For value shoppers, this is one of the biggest differences between a mathematical discount and a practical discount.
When to recalculate
The best reason to revisit this guide is that Amazon pricing changes often. A discount format that worked last month may not be the strongest option today. Recalculate when any of the following changes:
- The item price moves up or down
- A coupon appears, disappears, or changes value
- A Lightning Deal becomes available
- The Subscribe and Save discount changes
- You need a different quantity than before
- Shipping or delivery timing becomes more important
- A cashback rate changes
- A competing retailer offers a clearer or lower total price
A practical habit is to keep a short personal checklist before you place an order:
- Did I clip every available coupon?
- Am I comparing one-time and subscription prices fairly?

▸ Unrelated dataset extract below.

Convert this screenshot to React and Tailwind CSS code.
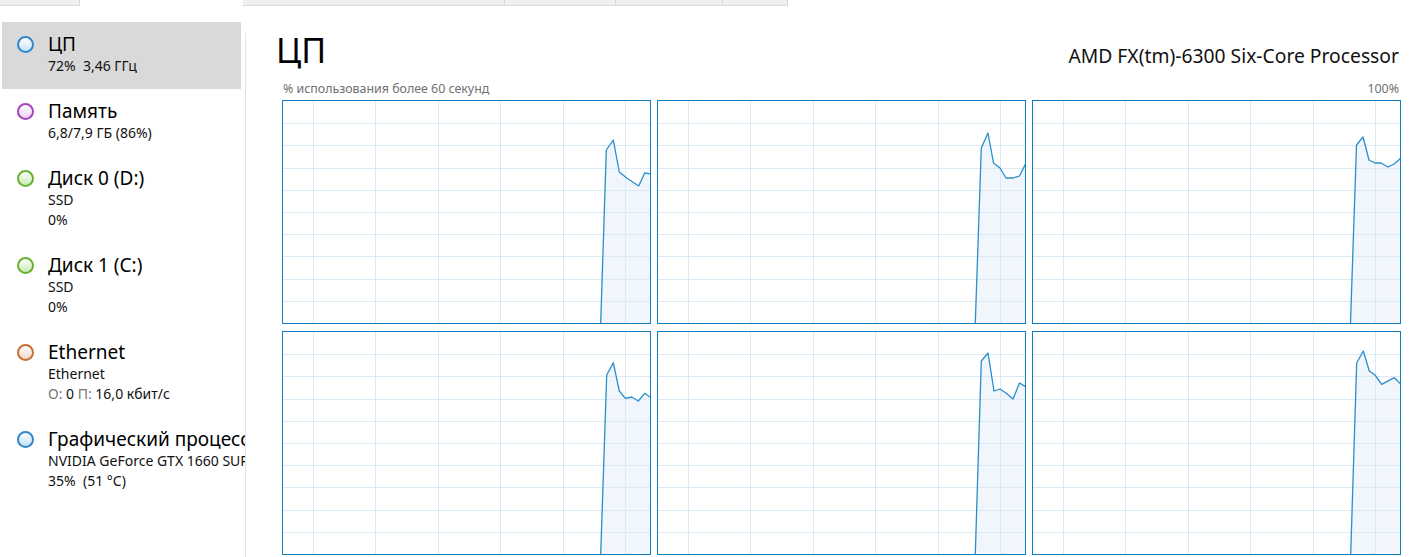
import React from 'react';

// Task Manager, performance tab: resource list on the left, six per-core CPU graphs on the right.
const FONT = { fontFamily: '"Noto Sans", "Segoe UI", Arial, sans-serif' };

const TABS = [
  { w: 80 },
  { w: 163, active: true },
  { w: 262 },
  { w: 111 },
  { w: 107 },
  { w: 65 },
];

const RING = {
  blue: 'border-[#2f87cc] from-white to-[#c6e1f5]',
  purple: 'border-[#a244c0] from-white to-[#ead2f4]',
  green: 'border-[#66b034] from-white to-[#cbe9b5]',
  orange: 'border-[#c66f33] from-white to-[#f3d8c5]',
};

const ITEMS = [
  { title: 'ЦП', lines: ['72%\u00a0\u00a03,46 ГГц'], ring: 'blue', active: true },
  { title: 'Память', lines: ['6,8/7,9 ГБ (86%)'], ring: 'purple' },
  { title: 'Диск 0 (D:)', lines: ['SSD', '0%'], ring: 'green' },
  { title: 'Диск 1 (C:)', lines: ['SSD', '0%'], ring: 'green' },
  { title: 'Ethernet', lines: ['Ethernet', 'net'], ring: 'orange' },
  { title: 'Графический процессор', lines: ['NVIDIA GeForce GTX 1660 SUPER', '35%\u00a0\u00a0(51 °C)'], ring: 'blue' },
];

// points measured relative to each graph's outer box (369 x 224)
const GRAPHS = [
  [[318.7, 224], [324.3, 50], [331.3, 40], [337.3, 72], [344.7, 78], [356.7, 86], [362.7, 73], [369, 74]],
  [[318.3, 224], [324.3, 48], [331, 33], [336.5, 63], [343, 68], [349, 78], [356, 78], [362.5, 76], [369, 63]],
  [[318.5, 224], [324.5, 45], [331, 37], [337, 60], [343, 63], [349, 63], [356, 67], [362, 64], [369, 58]],
  [[318.7, 224], [324.7, 44], [331.3, 31.7], [337.3, 60], [343.3, 67.3], [349.7, 66], [356.3, 70], [362.7, 62.3], [369, 66.7]],
  [[318.3, 224], [324.3, 30], [331, 22], [337, 60], [343, 58], [349, 62], [356, 68], [362.5, 52], [369, 56]],
  [[318.7, 224], [324.7, 32], [331.3, 20], [337.3, 40], [343, 44], [349.7, 53.3], [362.3, 46.7], [369, 53.3]],
];

const VLINES = [30, 92.4, 154.8, 217.2, 279.6, 342];
const HLINES = Array.from({ length: 9 }, (_, i) => (i + 1) * 22.2);

function Chart({ pts }) {
  const p = pts.map(([x, y]) => [x - 1, Math.min(y - 1, 222)]);
  const line = p.map(([x, y]) => `${x},${y}`).join(' ');
  const area = `${line} 367,222 ${p[0][0]},222`;
  return (
    <div className="h-[224px] border border-[#117dbb] bg-white">
      <svg className="block h-full w-full" viewBox="0 0 367 222" preserveAspectRatio="none">
        <polygon points={area} fill="#f0f6fb" />
        {VLINES.map((x) => (
          <line key={'v' + x} x1={Math.round(x) + 0.5} x2={Math.round(x) + 0.5} y1="0" y2="222" stroke="#d9eaf4" strokeWidth="1" shapeRendering="crispEdges" />
        ))}
        {HLINES.map((y) => (
          <line key={'h' + y} x1="0" x2="367" y1={Math.round(y) + 0.5} y2={Math.round(y) + 0.5} stroke="#d9eaf4" strokeWidth="1" shapeRendering="crispEdges" />
        ))}
        <polyline points={line} fill="none" stroke="#2a8ecb" strokeWidth="1.3" strokeLinejoin="round" />
      </svg>
    </div>
  );
}

function Item({ item }) {
  return (
    <div className={`flex w-[239px] whitespace-nowrap pl-[15px] pt-[10px] pb-[13px] ${item.active ? 'bg-[#d9d9d9]' : ''}`}>
      <div className="flex h-[24px] w-[17px] shrink-0 items-center">
        <span className={`block h-[17px] w-[17px] rounded-full border-2 bg-linear-to-b ${RING[item.ring]}`} />
      </div>
      <div className="ml-[14px]">
        <div className="text-[19px] leading-[24px] text-black">{item.title}</div>
        {item.lines.map((l, i) =>
          l === 'net' ? (
            <div key={i} className="text-[14px] leading-[20px] text-[#111]">
              <span className="text-[#777]">О:</span> 0 <span className="text-[#777]">П:</span> 16,0 кбит/с
            </div>
          ) : (
            <div key={i} className="text-[14px] leading-[20px] text-[#111]">{l}</div>
          )
        )}
      </div>
    </div>
  );
}

export default function App() {
  return (
    <div className="flex h-[557px] w-[1409px] flex-col overflow-hidden bg-white" style={FONT}>
      <div className="flex h-[6px] shrink-0">
        {TABS.map((t, i) => (
          <div
            key={i}
            style={{ width: t.w }}
            className={t.active ? 'bg-white' : 'border-r border-b border-[#d9d9d9] bg-[#f0f0f0]'}
          />
        ))}
      </div>

      <div className="flex min-h-0 flex-1">
        <div className="w-[245px] shrink-0 overflow-hidden pl-[2px] pt-[16px]">
          {ITEMS.map((it) => (
            <Item key={it.title} item={it} />
          ))}
        </div>
        <div className="mt-[27px] w-px shrink-0 bg-[#e3e3e3]" />

        <div className="flex-1 pl-[36px] pr-[8px] pt-[24px]">
          <div className="flex items-baseline justify-between">
            <div className="-ml-[6px] text-[34px] leading-[40px] text-black">ЦП</div>
            <div className="mr-[2px] text-[19.3px] leading-[24px] text-[#111]">AMD FX(tm)-6300 Six-Core Processor</div>
          </div>
          <div className="mt-[11px] flex justify-between text-[12.4px] leading-[16px] text-[#707070]">
            <span className="ml-[1px]">% использования более 60 секунд</span>
            <span className="mr-[2px]">100%</span>
          </div>
          <div className="mt-[3px] grid grid-cols-3 gap-x-[6px] gap-y-[7px]">
            {GRAPHS.map((g, i) => (
              <Chart key={i} pts={g} />
            ))}
          </div>
        </div>
      </div>
    </div>
  );
}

- Do I actually want the quantity required by this deal?
- Did I check whether rewards or cashback still apply?
- Would waiting for a better sale cycle make more sense?
If you are comparison shopping beyond Amazon, related guides may help fill in the rest of your decision. For example, if another retailer is close in price, see Retailers With Price Match Policies: What They Match and How to Claim It. If you qualify for special pricing, check Student Discounts by Store: Verified Savings for Online Shoppers, Military and Nurse Discounts: Stores Offering Extra Savings This Year, and Best Stores With First-Order Discounts Right Now.
The simplest takeaway is this: the best Amazon deal type depends on what you are buying, how often you buy it, and whether the discount lowers your real final cost without adding waste or hassle. Lightning Deals are useful when you know the market price. Coupons are often the easiest win. Subscribe and Save can be excellent for repeat essentials. Bundle discounts help only when quantity matches actual use.
When in doubt, ignore the label and calculate the total. That habit is what turns discount shopping from guesswork into a repeatable system.